ATHITAKIS: There’s a lot to be said about that. I think the first thing I would say is that I personally feel no particular urge to leap in front of somebody at a bookstore who’s about to reach for a book that I’m not particularly fond of. I think if you are reading and going through that process of discovery for yourself, that’s all to the good.
And I think it also assumes that, you know, people behave in this very sort of localized way that all I’m going to do is just free-float through discovery of books, and that will be pleasurable to me.
But I imagine that for a lot of people, if you read a book that you’re interested in, if you like it or you are mad at it, one thing that you might want to do is talk to other people about it, or find out what other people have to say about it. and discovering criticism that way.
That’s certainly what happened to me when I was young, when I was trying to puzzle my way through William Faulkner. And, you know, it led me to reading criticism of William Faulkner. So, you know, the internet no doubt toxifies a lot of things. And one thing that it can do is toxify criticism. …
I think people will misbehave in this culture, but I think they’re also still craving those sort of conversations.

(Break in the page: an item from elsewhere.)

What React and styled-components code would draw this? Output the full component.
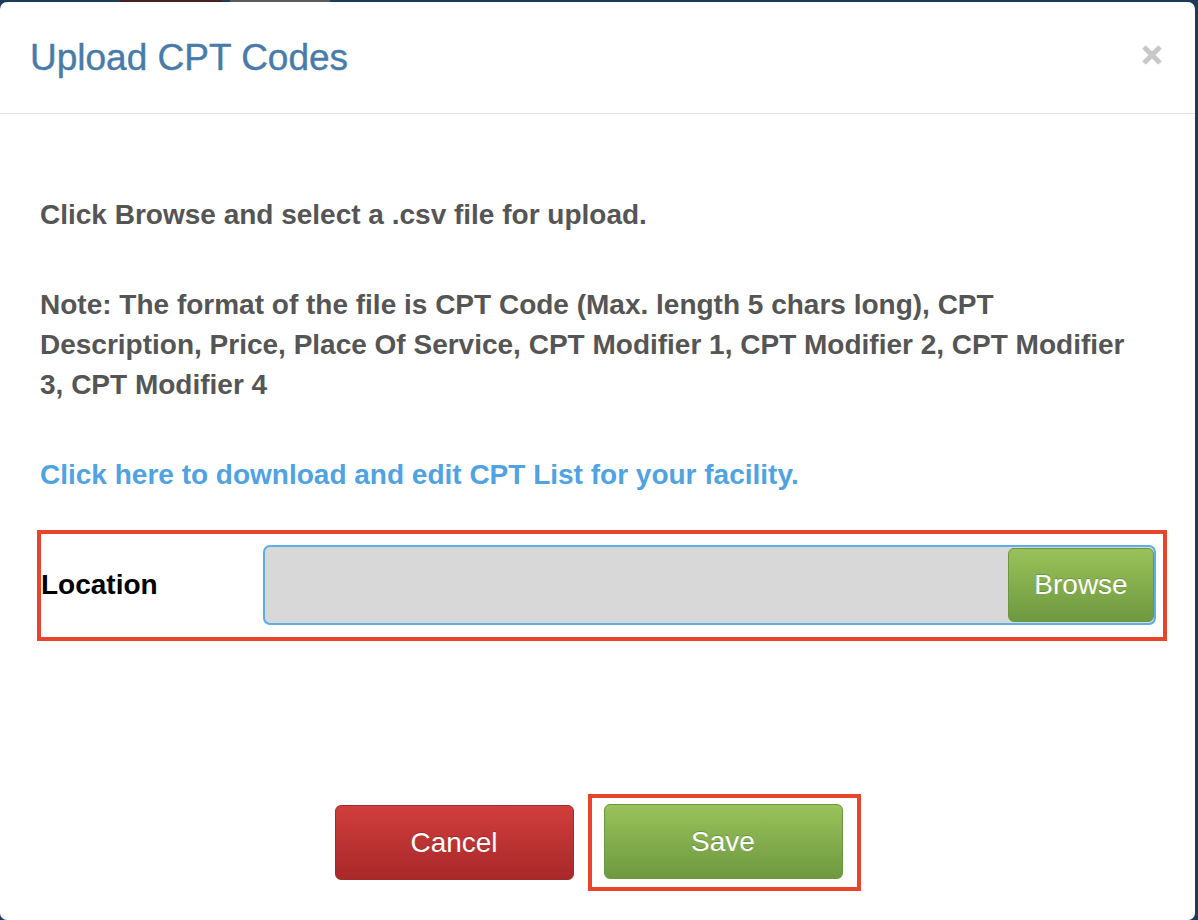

They’re still interested in sharing. I mean, that’s why you see something like booktok happening because people, you know, want, want to share what they’re excited about. So, you know, it’s not necessarily all bad. And it’s also not the end point of how we have critical discourse.
KJZZ’s The Show transcripts are created on deadline. This text is edited for length and clarity, and may not be in its final form. The authoritative record of KJZZ’s programming is the audio record.